--- EXERCISE ---
Restate each line of the listing exactly, without carrying over any pictures.

--- INFORMATION SUPPLIED ---

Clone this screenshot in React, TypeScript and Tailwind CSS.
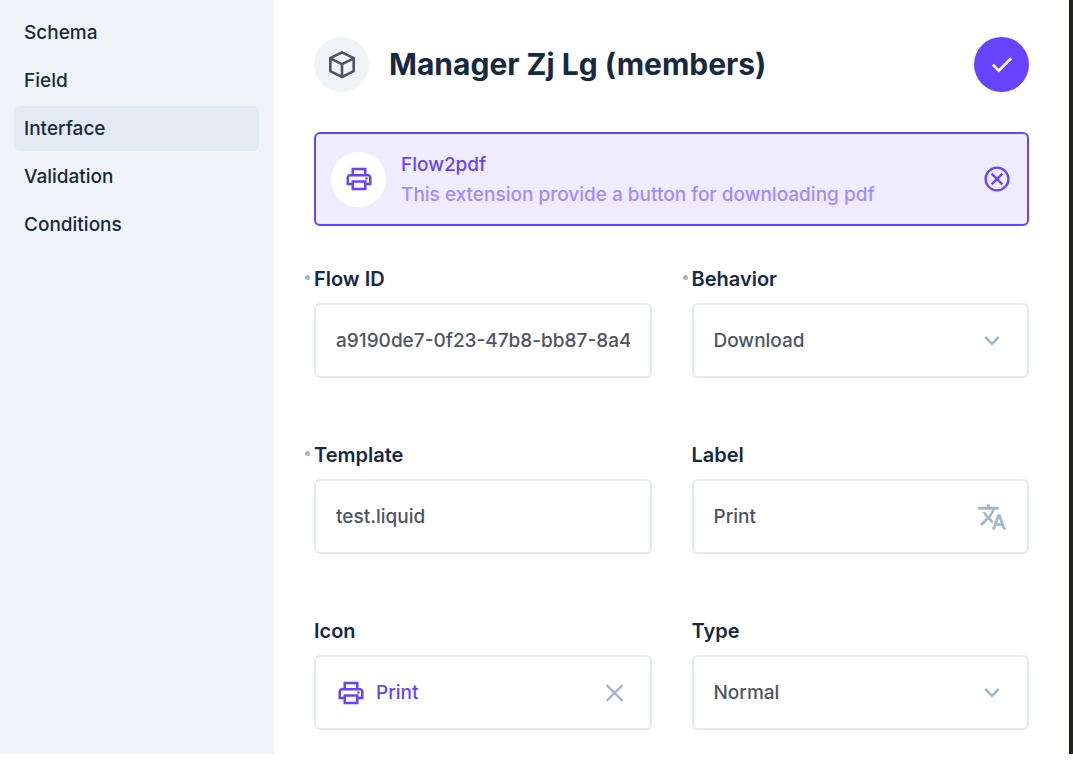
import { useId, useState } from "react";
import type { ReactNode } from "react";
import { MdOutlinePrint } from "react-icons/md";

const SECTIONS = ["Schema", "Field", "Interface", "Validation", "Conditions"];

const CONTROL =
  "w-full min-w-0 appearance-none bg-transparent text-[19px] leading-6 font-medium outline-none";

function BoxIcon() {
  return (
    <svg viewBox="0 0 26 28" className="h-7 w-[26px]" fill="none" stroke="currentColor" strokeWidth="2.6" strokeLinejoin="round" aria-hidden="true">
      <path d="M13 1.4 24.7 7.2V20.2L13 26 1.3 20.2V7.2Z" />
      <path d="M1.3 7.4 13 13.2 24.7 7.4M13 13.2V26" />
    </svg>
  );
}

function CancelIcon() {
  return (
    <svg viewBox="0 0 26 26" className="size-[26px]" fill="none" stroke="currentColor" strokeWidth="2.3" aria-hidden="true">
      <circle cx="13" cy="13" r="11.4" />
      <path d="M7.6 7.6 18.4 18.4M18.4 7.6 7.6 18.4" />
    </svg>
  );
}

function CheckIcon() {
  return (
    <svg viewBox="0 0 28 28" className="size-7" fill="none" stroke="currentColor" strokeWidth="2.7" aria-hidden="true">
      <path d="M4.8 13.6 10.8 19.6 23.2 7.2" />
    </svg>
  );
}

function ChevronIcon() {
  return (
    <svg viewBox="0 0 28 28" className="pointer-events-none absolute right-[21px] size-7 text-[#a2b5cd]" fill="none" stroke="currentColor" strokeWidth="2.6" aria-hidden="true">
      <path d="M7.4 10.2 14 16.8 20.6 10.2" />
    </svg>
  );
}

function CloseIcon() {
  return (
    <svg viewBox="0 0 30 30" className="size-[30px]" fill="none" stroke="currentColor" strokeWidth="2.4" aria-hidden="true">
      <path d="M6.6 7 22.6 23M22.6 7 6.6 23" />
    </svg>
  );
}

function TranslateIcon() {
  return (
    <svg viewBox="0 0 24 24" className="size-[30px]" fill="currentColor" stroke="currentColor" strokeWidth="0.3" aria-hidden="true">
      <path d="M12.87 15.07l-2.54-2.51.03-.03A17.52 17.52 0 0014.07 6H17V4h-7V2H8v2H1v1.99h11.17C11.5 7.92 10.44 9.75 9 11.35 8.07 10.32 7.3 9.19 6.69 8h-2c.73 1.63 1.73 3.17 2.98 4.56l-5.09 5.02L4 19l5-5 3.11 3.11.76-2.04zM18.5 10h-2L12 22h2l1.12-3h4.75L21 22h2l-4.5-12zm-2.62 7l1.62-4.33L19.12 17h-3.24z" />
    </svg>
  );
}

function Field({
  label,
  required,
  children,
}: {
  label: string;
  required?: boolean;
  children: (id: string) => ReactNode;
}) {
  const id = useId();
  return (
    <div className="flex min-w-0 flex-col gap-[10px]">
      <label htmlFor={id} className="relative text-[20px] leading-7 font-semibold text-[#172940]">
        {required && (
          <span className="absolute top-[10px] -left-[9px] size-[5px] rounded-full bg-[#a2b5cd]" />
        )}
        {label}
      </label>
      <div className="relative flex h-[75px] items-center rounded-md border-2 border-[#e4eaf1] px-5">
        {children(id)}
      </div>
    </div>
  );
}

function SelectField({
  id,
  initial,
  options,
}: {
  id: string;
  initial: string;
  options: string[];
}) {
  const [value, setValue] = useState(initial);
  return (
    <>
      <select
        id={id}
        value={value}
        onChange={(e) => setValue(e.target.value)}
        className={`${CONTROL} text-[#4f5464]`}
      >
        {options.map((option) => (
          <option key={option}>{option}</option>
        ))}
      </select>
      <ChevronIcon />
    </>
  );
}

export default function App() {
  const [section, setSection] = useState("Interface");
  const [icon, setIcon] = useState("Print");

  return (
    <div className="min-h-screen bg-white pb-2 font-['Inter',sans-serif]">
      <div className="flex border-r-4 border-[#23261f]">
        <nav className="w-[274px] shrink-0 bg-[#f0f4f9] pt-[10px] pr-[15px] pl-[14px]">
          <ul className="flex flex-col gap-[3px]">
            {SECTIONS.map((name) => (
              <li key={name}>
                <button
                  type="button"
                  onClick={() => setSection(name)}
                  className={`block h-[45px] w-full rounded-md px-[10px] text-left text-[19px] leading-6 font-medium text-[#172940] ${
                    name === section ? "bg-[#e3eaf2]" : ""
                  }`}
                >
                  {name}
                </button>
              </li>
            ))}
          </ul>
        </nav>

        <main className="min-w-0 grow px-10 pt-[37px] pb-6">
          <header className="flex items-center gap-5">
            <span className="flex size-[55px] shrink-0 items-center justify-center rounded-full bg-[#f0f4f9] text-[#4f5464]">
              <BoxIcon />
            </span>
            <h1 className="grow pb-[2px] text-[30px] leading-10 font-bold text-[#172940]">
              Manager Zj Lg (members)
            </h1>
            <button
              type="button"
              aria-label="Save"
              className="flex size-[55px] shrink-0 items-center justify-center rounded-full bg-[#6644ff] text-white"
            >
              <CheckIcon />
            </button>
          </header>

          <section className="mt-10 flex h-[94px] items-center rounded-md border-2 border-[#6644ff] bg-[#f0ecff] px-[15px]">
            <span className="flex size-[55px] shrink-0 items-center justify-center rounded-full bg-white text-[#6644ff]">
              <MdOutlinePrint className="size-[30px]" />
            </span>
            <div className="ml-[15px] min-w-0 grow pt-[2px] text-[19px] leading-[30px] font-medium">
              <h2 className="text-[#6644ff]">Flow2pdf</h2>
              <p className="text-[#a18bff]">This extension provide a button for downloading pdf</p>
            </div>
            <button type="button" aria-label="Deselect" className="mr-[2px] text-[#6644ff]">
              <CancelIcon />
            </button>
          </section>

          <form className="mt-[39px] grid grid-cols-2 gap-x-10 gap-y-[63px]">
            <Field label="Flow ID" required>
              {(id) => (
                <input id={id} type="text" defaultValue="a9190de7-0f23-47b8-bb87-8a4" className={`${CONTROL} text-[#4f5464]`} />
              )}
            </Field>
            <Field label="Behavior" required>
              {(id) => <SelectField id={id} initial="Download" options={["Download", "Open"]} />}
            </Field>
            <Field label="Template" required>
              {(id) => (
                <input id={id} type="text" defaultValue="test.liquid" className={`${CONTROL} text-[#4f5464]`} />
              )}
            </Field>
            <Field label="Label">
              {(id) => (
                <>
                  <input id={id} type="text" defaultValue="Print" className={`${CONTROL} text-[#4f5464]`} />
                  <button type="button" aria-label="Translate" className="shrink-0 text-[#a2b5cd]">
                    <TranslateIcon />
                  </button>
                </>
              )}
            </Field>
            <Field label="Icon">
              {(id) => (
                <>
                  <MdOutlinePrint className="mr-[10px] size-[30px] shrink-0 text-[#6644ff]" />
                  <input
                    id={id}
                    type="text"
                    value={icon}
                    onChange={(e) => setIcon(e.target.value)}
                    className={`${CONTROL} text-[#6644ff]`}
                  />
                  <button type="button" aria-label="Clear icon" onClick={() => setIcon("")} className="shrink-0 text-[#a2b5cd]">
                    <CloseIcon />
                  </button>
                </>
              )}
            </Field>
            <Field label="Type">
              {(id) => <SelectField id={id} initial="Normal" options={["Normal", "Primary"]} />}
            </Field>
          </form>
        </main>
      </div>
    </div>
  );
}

--- FINAL ANSWER ---
Clone this screenshot in React, TypeScript and Tailwind CSS.
import { useId, useState } from "react";
import type { ReactNode } from "react";
import { MdOutlinePrint } from "react-icons/md";

const SECTIONS = ["Schema", "Field", "Interface", "Validation", "Conditions"];

const CONTROL =
  "w-full min-w-0 appearance-none bg-transparent text-[19px] leading-6 font-medium outline-none";

function BoxIcon() {
  return (
    <svg viewBox="0 0 26 28" className="h-7 w-[26px]" fill="none" stroke="currentColor" strokeWidth="2.6" strokeLinejoin="round" aria-hidden="true">
      <path d="M13 1.4 24.7 7.2V20.2L13 26 1.3 20.2V7.2Z" />
      <path d="M1.3 7.4 13 13.2 24.7 7.4M13 13.2V26" />
    </svg>
  );
}

function CancelIcon() {
  return (
    <svg viewBox="0 0 26 26" className="size-[26px]" fill="none" stroke="currentColor" strokeWidth="2.3" aria-hidden="true">
      <circle cx="13" cy="13" r="11.4" />
      <path d="M7.6 7.6 18.4 18.4M18.4 7.6 7.6 18.4" />
    </svg>
  );
}

function CheckIcon() {
  return (
    <svg viewBox="0 0 28 28" className="size-7" fill="none" stroke="currentColor" strokeWidth="2.7" aria-hidden="true">
      <path d="M4.8 13.6 10.8 19.6 23.2 7.2" />
    </svg>
  );
}

function ChevronIcon() {
  return (
    <svg viewBox="0 0 28 28" className="pointer-events-none absolute right-[21px] size-7 text-[#a2b5cd]" fill="none" stroke="currentColor" strokeWidth="2.6" aria-hidden="true">
      <path d="M7.4 10.2 14 16.8 20.6 10.2" />
    </svg>
  );
}

function CloseIcon() {
  return (
    <svg viewBox="0 0 30 30" className="size-[30px]" fill="none" stroke="currentColor" strokeWidth="2.4" aria-hidden="true">
      <path d="M6.6 7 22.6 23M22.6 7 6.6 23" />
    </svg>
  );
}

function TranslateIcon() {
  return (
    <svg viewBox="0 0 24 24" className="size-[30px]" fill="currentColor" stroke="currentColor" strokeWidth="0.3" aria-hidden="true">
      <path d="M12.87 15.07l-2.54-2.51.03-.03A17.52 17.52 0 0014.07 6H17V4h-7V2H8v2H1v1.99h11.17C11.5 7.92 10.44 9.75 9 11.35 8.07 10.32 7.3 9.19 6.69 8h-2c.73 1.63 1.73 3.17 2.98 4.56l-5.09 5.02L4 19l5-5 3.11 3.11.76-2.04zM18.5 10h-2L12 22h2l1.12-3h4.75L21 22h2l-4.5-12zm-2.62 7l1.62-4.33L19.12 17h-3.24z" />
    </svg>
  );
}

function Field({
  label,
  required,
  children,
}: {
  label: string;
  required?: boolean;
  children: (id: string) => ReactNode;
}) {
  const id = useId();
  return (
    <div className="flex min-w-0 flex-col gap-[10px]">
      <label htmlFor={id} className="relative text-[20px] leading-7 font-semibold text-[#172940]">
        {required && (
          <span className="absolute top-[10px] -left-[9px] size-[5px] rounded-full bg-[#a2b5cd]" />
        )}
        {label}
      </label>
      <div className="relative flex h-[75px] items-center rounded-md border-2 border-[#e4eaf1] px-5">
        {children(id)}
      </div>
    </div>
  );
}

function SelectField({
  id,
  initial,
  options,
}: {
  id: string;
  initial: string;
  options: string[];
}) {
  const [value, setValue] = useState(initial);
  return (
    <>
      <select
        id={id}
        value={value}
        onChange={(e) => setValue(e.target.value)}
        className={`${CONTROL} text-[#4f5464]`}
      >
        {options.map((option) => (
          <option key={option}>{option}</option>
        ))}
      </select>
      <ChevronIcon />
    </>
  );
}

export default function App() {
  const [section, setSection] = useState("Interface");
  const [icon, setIcon] = useState("Print");

  return (
    <div className="min-h-screen bg-white pb-2 font-['Inter',sans-serif]">
      <div className="flex border-r-4 border-[#23261f]">
        <nav className="w-[274px] shrink-0 bg-[#f0f4f9] pt-[10px] pr-[15px] pl-[14px]">
          <ul className="flex flex-col gap-[3px]">
            {SECTIONS.map((name) => (
              <li key={name}>
                <button
                  type="button"
                  onClick={() => setSection(name)}
                  className={`block h-[45px] w-full rounded-md px-[10px] text-left text-[19px] leading-6 font-medium text-[#172940] ${
                    name === section ? "bg-[#e3eaf2]" : ""
                  }`}
                >
                  {name}
                </button>
              </li>
            ))}
          </ul>
        </nav>

        <main className="min-w-0 grow px-10 pt-[37px] pb-6">
          <header className="flex items-center gap-5">
            <span className="flex size-[55px] shrink-0 items-center justify-center rounded-full bg-[#f0f4f9] text-[#4f5464]">
              <BoxIcon />
            </span>
            <h1 className="grow pb-[2px] text-[30px] leading-10 font-bold text-[#172940]">
              Manager Zj Lg (members)
            </h1>
            <button
              type="button"
              aria-label="Save"
              className="flex size-[55px] shrink-0 items-center justify-center rounded-full bg-[#6644ff] text-white"
            >
              <CheckIcon />
            </button>
          </header>

          <section className="mt-10 flex h-[94px] items-center rounded-md border-2 border-[#6644ff] bg-[#f0ecff] px-[15px]">
            <span className="flex size-[55px] shrink-0 items-center justify-center rounded-full bg-white text-[#6644ff]">
              <MdOutlinePrint className="size-[30px]" />
            </span>
            <div className="ml-[15px] min-w-0 grow pt-[2px] text-[19px] leading-[30px] font-medium">
              <h2 className="text-[#6644ff]">Flow2pdf</h2>
              <p className="text-[#a18bff]">This extension provide a button for downloading pdf</p>
            </div>
            <button type="button" aria-label="Deselect" className="mr-[2px] text-[#6644ff]">
              <CancelIcon />
            </button>
          </section>

          <form className="mt-[39px] grid grid-cols-2 gap-x-10 gap-y-[63px]">
            <Field label="Flow ID" required>
              {(id) => (
                <input id={id} type="text" defaultValue="a9190de7-0f23-47b8-bb87-8a4" className={`${CONTROL} text-[#4f5464]`} />
              )}
            </Field>
            <Field label="Behavior" required>
              {(id) => <SelectField id={id} initial="Download" options={["Download", "Open"]} />}
            </Field>
            <Field label="Template" required>
              {(id) => (
                <input id={id} type="text" defaultValue="test.liquid" className={`${CONTROL} text-[#4f5464]`} />
              )}
            </Field>
            <Field label="Label">
              {(id) => (
                <>
                  <input id={id} type="text" defaultValue="Print" className={`${CONTROL} text-[#4f5464]`} />
                  <button type="button" aria-label="Translate" className="shrink-0 text-[#a2b5cd]">
                    <TranslateIcon />
                  </button>
                </>
              )}
            </Field>
            <Field label="Icon">
              {(id) => (
                <>
                  <MdOutlinePrint className="mr-[10px] size-[30px] shrink-0 text-[#6644ff]" />
                  <input
                    id={id}
                    type="text"
                    value={icon}
                    onChange={(e) => setIcon(e.target.value)}
                    className={`${CONTROL} text-[#6644ff]`}
                  />
                  <button type="button" aria-label="Clear icon" onClick={() => setIcon("")} className="shrink-0 text-[#a2b5cd]">
                    <CloseIcon />
                  </button>
                </>
              )}
            </Field>
            <Field label="Type">
              {(id) => <SelectField id={id} initial="Normal" options={["Normal", "Primary"]} />}
            </Field>
          </form>
        </main>
      </div>
    </div>
  );
}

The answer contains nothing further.